Under these circumstances, when the driving mechanism 14 is operated to cause the transparent glass means 3 and the bore scope 2 to advance into the pipe 1, the entire peripheral image of the inner surface of the pipe 1 is continuously taken out through the entire length of the pipe 1 and is transmitted to the television camera 16. The image of the inner surface of the pipe 1, which is transmitted to the television camera 16, is displayed on the monitor television 19 in real time. A defective portion or portions of the inner surface of the pipe 1 are found by the image processing.
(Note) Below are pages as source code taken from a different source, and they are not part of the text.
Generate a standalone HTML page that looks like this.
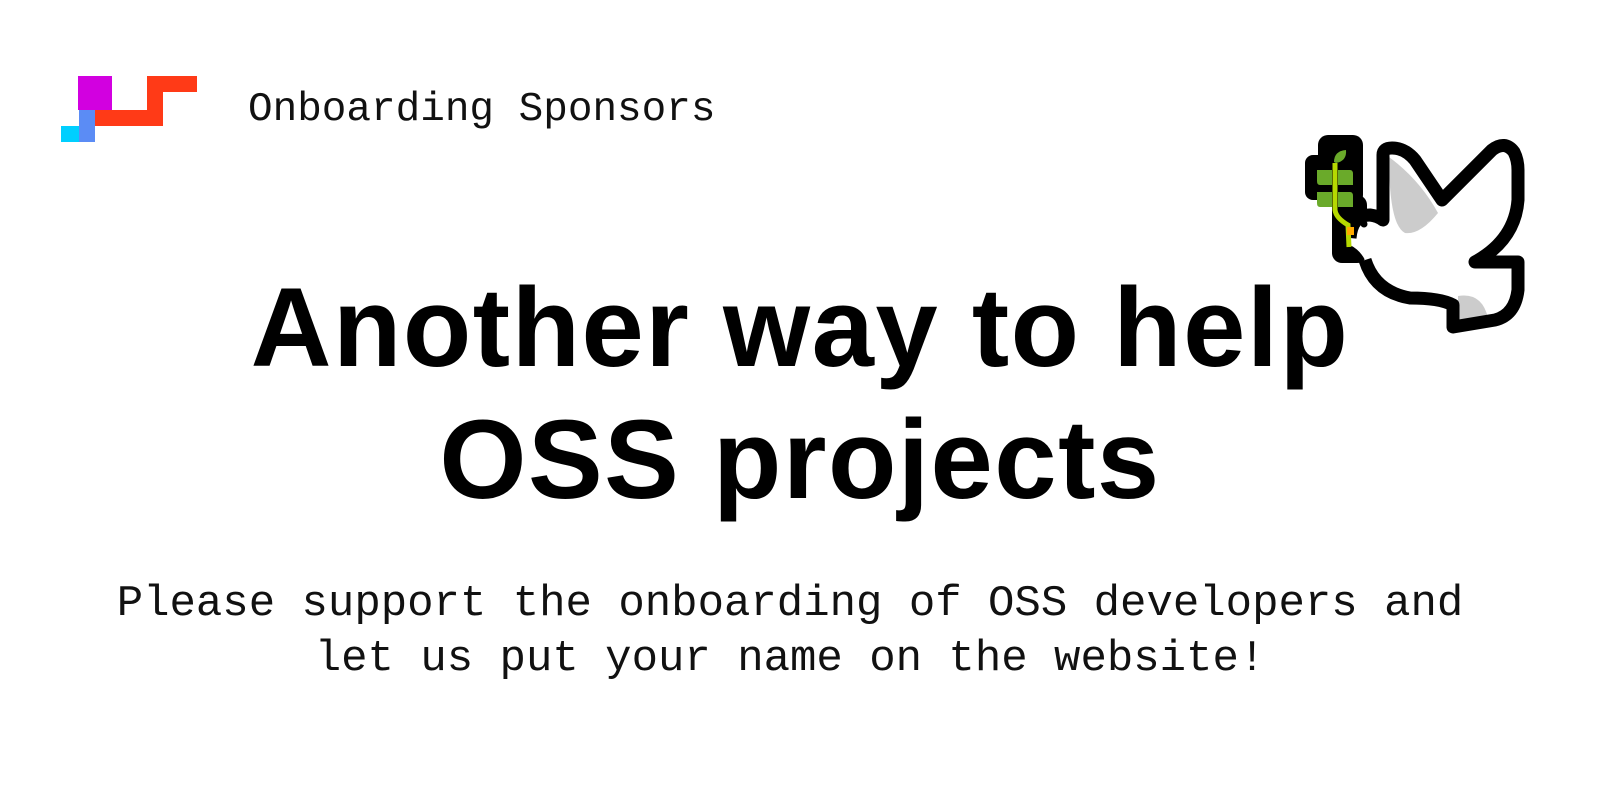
<!DOCTYPE html>
<html><head><meta charset="utf-8"><style>
body{margin:0;width:1600px;height:800px;background:#fff;position:relative;overflow:hidden;font-family:"Liberation Sans",sans-serif}
.a{position:absolute}
.mono{font-family:"Liberation Mono",monospace;color:#111;white-space:pre}
h1{position:absolute;margin:0;left:0;width:1600px;text-align:center;font-size:112px;font-weight:bold;letter-spacing:1.5px;line-height:1;color:#000}
</style></head><body>
<div class="a" style="left:78px;top:76px;width:34px;height:34px;background:#d200e0"></div>
<div class="a" style="left:61px;top:126px;width:18px;height:16px;background:#00cfff"></div>
<div class="a" style="left:79px;top:110px;width:16px;height:32px;background:#5b8cf5"></div>
<div class="a" style="left:95px;top:110px;width:68px;height:16px;background:#ff3a17"></div>
<div class="a" style="left:147px;top:76px;width:16px;height:50px;background:#ff3a17"></div>
<div class="a" style="left:147px;top:76px;width:50px;height:16px;background:#ff3a17"></div>
<div class="a mono" style="left:248px;top:87px;font-size:41px;line-height:46px">Onboarding Sponsors</div>
<svg style="position:absolute;left:1270px;top:120px;width:270px;height:220px;display:block" width="270" height="220" viewBox="0 0 270 220">
<rect x="35" y="35" width="30" height="45" rx="8" fill="#000"/>
<rect x="48" y="15" width="45" height="70" rx="10" fill="#000"/>
<rect x="62" y="75" width="35" height="68" rx="10" fill="#000"/>
<path id="d" d="M80 118 Q82 95 100 95 Q108 96 113 100 L113 35 Q113 28 122 28 Q135 28 145 40 L172 80 L222 30 Q235 20 244 32 Q248 40 248 50 L248 80 Q245 120 205 142 L248 142 L248 170 Q245 195 225 200 L183 207 L183 185 Q170 178 140 178 Q105 172 95 140 Q90 130 80 125 Z" fill="#fff"/>
<path d="M119 37 Q150 60 168 93 Q150 115 135 113 Q119 105 119 37Z" fill="#ccc"/>
<path d="M188 176 Q212 172 218 198 L188 202Z" fill="#ccc"/>
<path d="M80 118 Q82 95 100 95 Q108 96 113 100 L113 35 Q113 28 122 28 Q135 28 145 40 L172 80 L222 30 Q235 20 244 32 Q248 40 248 50 L248 80 Q245 120 205 142 L248 142 L248 170 Q245 195 225 200 L183 207 L183 185 Q170 178 140 178 Q105 172 95 140" fill="none" stroke="#000" stroke-width="13" stroke-linejoin="round"/>
<path d="M47 50 H62 V65 H50 Q47 65 47 61Z M68 50 H80 Q83 50 83 54 V65 H68Z M47 72 H62 V87 H50 Q47 87 47 83Z M68 72 H80 Q83 72 83 76 V87 H68Z" fill="#6aaa2a"/>
<path d="M64 42 Q64 31 76 30 Q77 41 66 43Z" fill="#6aaa2a"/>
<path d="M65 43 L65 90 Q66 98 78 105 L79 127" stroke="#b6d900" stroke-width="5" fill="none"/>
<path d="M77 107 L84 107 L84 115 L77 115Z" fill="#ffaa00"/>
<circle cx="94" cy="104" r="3.5" fill="#000"/>
</svg>
<h1 style="top:272px">Another way to help</h1>
<h1 style="top:404px">OSS projects</h1>
<div class="a mono" style="left:0;width:1580px;text-align:center;top:577px;font-size:44px;line-height:55px">Please support the onboarding of OSS developers and
let us put your name on the website!</div>
</body></html>
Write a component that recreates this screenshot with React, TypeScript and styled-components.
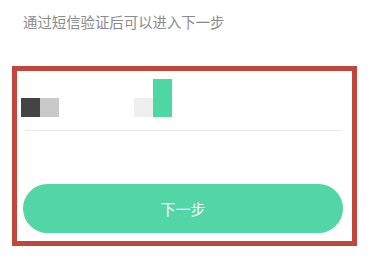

The image processing is recorded by the video tape recorder 18. Thus, it is possible to judge or determine as to whether or not a damage or damages such as mars or cracks occur in the inner surface of the pipe 1.
In the conventional pipe inner-surface inspecting apparatus, however, it is difficult to accurately finish the central portion of the conical recess 3a of the transparent glass means 3 with which the reflecting mirror 4 is in close contact. Further, there is also a problem that halation occurs due to the light reflected at the central portion of the conical recess 3a. Moreover, since the pipe inner surface is generally mirror-finished, defective portions of the inner surface of the pipe 1 are more easily detected if the pipe inner surface is illuminated with a diffused light source.